### Instructions for the task
All of the lines below are to be transcribed faithfully, with pictures excluded from the copy.
——
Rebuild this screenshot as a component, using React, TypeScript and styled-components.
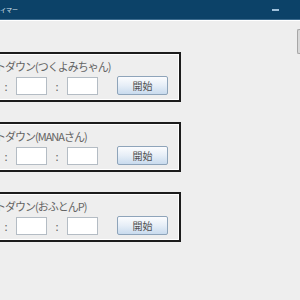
import React from 'react';
import styled, { createGlobalStyle } from 'styled-components';

const GlobalStyle = createGlobalStyle`
  html, body {
    margin: 0;
    padding: 0;
    width: 300px;
    height: 300px;
    overflow: hidden;
    background: #eeeeee;
  }
`;

const Window = styled.div`
  width: 300px;
  height: 300px;
  display: flex;
  flex-direction: column;
  font-family: "Noto Sans CJK JP", "Noto Sans", sans-serif;
  overflow: hidden;
`;

const TitleBar = styled.div`
  height: 19px;
  flex: none;
  background: #0c4268;
  border-bottom: 1px solid #3c6b8e;
  display: flex;
  align-items: center;
  justify-content: space-between;
  padding-right: 21px;
`;

const TitleText = styled.span`
  color: #d8e4ee;
  font-size: 6px;
  line-height: 19px;
  white-space: nowrap;
  margin-left: -48px;
`;

const MinimizeIcon = styled.span`
  width: 7px;
  height: 2px;
  background: #9fc0da;
`;

const Body = styled.div`
  flex: 1;
  display: flex;
  border-top: 1px solid #ffffff;
`;

const Content = styled.div`
  flex: 1;
  display: flex;
  flex-direction: column;
  gap: 20px;
  padding-top: 31px;
`;

const ScrollTrack = styled.div`
  width: 3px;
  flex: none;
  padding-top: 8px;
`;

const ScrollThumb = styled.div`
  height: 23px;
  background: #d8d8d8;
  border: 1px solid #a6a6a6;
  border-right: none;
  border-radius: 2px 0 0 2px;
`;

const Panel = styled.div`
  width: 241px;
  height: 50px;
  box-sizing: border-box;
  margin-left: -60px;
  border: 2px solid #1c1c1c;
  box-shadow: inset 0 0 0 1px #ffffff;
  padding: 4px 11px 0 23px;
  display: flex;
  flex-direction: column;
`;

const PanelLabel = styled.div`
  font-size: 11px;
  line-height: 16px;
  letter-spacing: -1px;
  color: #646464;
  white-space: nowrap;
  margin-left: 0px;
`;

const TimeRow = styled.div`
  display: flex;
  align-items: center;
  margin-top: 2px;
`;

const TimeInput = styled.input`
  width: 31px;
  height: 18px;
  box-sizing: border-box;
  border: 1px solid #b4bcc4;
  background: #ffffff;
  padding: 0 2px;
  font-size: 11px;
  outline: none;
`;

const Colon = styled.span`
  width: 20px;
  text-align: center;
  font-size: 11px;
  color: #666666;
`;

const StartButton = styled.button`
  width: 51px;
  height: 19px;
  margin-left: 19px;
  box-sizing: border-box;
  border: 1px solid #8ea4ba;
  border-radius: 2px;
  background: linear-gradient(to bottom, #fbfcfe 0%, #e6eef7 50%, #c9dbee 100%);
  font-family: "Noto Sans CJK JP", sans-serif;
  font-size: 10px;
  color: #505050;
  padding: 0;
  line-height: 17px;
`;

const panels = ['カウントダウン(つくよみちゃん)', 'カウントダウン(MANAさん)', 'カウントダウン(おふとんP)'];

export default function App() {
  return (
    <>
      <GlobalStyle />
      <Window>
        <TitleBar>
          <TitleText>カウントダウンタイマー</TitleText>
          <MinimizeIcon />
        </TitleBar>
        <Body>
          <Content>
            {panels.map((name) => (
              <Panel key={name}>
                <PanelLabel>{name}</PanelLabel>
                <TimeRow>
                  <TimeInput />
                  <Colon>:</Colon>
                  <TimeInput />
                  <Colon>:</Colon>
                  <TimeInput />
                  <StartButton type="button">開始</StartButton>
                </TimeRow>
              </Panel>
            ))}
          </Content>
          <ScrollTrack>
            <ScrollThumb />
          </ScrollTrack>
        </Body>
      </Window>
    </>
  );
}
——
### Completed exercise
Rebuild this screenshot as a component, using React, TypeScript and styled-components.
import React from 'react';
import styled, { createGlobalStyle } from 'styled-components';

const GlobalStyle = createGlobalStyle`
  html, body {
    margin: 0;
    padding: 0;
    width: 300px;
    height: 300px;
    overflow: hidden;
    background: #eeeeee;
  }
`;

const Window = styled.div`
  width: 300px;
  height: 300px;
  display: flex;
  flex-direction: column;
  font-family: "Noto Sans CJK JP", "Noto Sans", sans-serif;
  overflow: hidden;
`;

const TitleBar = styled.div`
  height: 19px;
  flex: none;
  background: #0c4268;
  border-bottom: 1px solid #3c6b8e;
  display: flex;
  align-items: center;
  justify-content: space-between;
  padding-right: 21px;
`;

const TitleText = styled.span`
  color: #d8e4ee;
  font-size: 6px;
  line-height: 19px;
  white-space: nowrap;
  margin-left: -48px;
`;

const MinimizeIcon = styled.span`
  width: 7px;
  height: 2px;
  background: #9fc0da;
`;

const Body = styled.div`
  flex: 1;
  display: flex;
  border-top: 1px solid #ffffff;
`;

const Content = styled.div`
  flex: 1;
  display: flex;
  flex-direction: column;
  gap: 20px;
  padding-top: 31px;
`;

const ScrollTrack = styled.div`
  width: 3px;
  flex: none;
  padding-top: 8px;
`;

const ScrollThumb = styled.div`
  height: 23px;
  background: #d8d8d8;
  border: 1px solid #a6a6a6;
  border-right: none;
  border-radius: 2px 0 0 2px;
`;

const Panel = styled.div`
  width: 241px;
  height: 50px;
  box-sizing: border-box;
  margin-left: -60px;
  border: 2px solid #1c1c1c;
  box-shadow: inset 0 0 0 1px #ffffff;
  padding: 4px 11px 0 23px;
  display: flex;
  flex-direction: column;
`;

const PanelLabel = styled.div`
  font-size: 11px;
  line-height: 16px;
  letter-spacing: -1px;
  color: #646464;
  white-space: nowrap;
  margin-left: 0px;
`;

const TimeRow = styled.div`
  display: flex;
  align-items: center;
  margin-top: 2px;
`;

const TimeInput = styled.input`
  width: 31px;
  height: 18px;
  box-sizing: border-box;
  border: 1px solid #b4bcc4;
  background: #ffffff;
  padding: 0 2px;
  font-size: 11px;
  outline: none;
`;

const Colon = styled.span`
  width: 20px;
  text-align: center;
  font-size: 11px;
  color: #666666;
`;

const StartButton = styled.button`
  width: 51px;
  height: 19px;
  margin-left: 19px;
  box-sizing: border-box;
  border: 1px solid #8ea4ba;
  border-radius: 2px;
  background: linear-gradient(to bottom, #fbfcfe 0%, #e6eef7 50%, #c9dbee 100%);
  font-family: "Noto Sans CJK JP", sans-serif;
  font-size: 10px;
  color: #505050;
  padding: 0;
  line-height: 17px;
`;

const panels = ['カウントダウン(つくよみちゃん)', 'カウントダウン(MANAさん)', 'カウントダウン(おふとんP)'];

export default function App() {
  return (
    <>
      <GlobalStyle />
      <Window>
        <TitleBar>
          <TitleText>カウントダウンタイマー</TitleText>
          <MinimizeIcon />
        </TitleBar>
        <Body>
          <Content>
            {panels.map((name) => (
              <Panel key={name}>
                <PanelLabel>{name}</PanelLabel>
                <TimeRow>
                  <TimeInput />
                  <Colon>:</Colon>
                  <TimeInput />
                  <Colon>:</Colon>
                  <TimeInput />
                  <StartButton type="button">開始</StartButton>
                </TimeRow>
              </Panel>
            ))}
          </Content>
          <ScrollTrack>
            <ScrollThumb />
          </ScrollTrack>
        </Body>
      </Window>
    </>
  );
}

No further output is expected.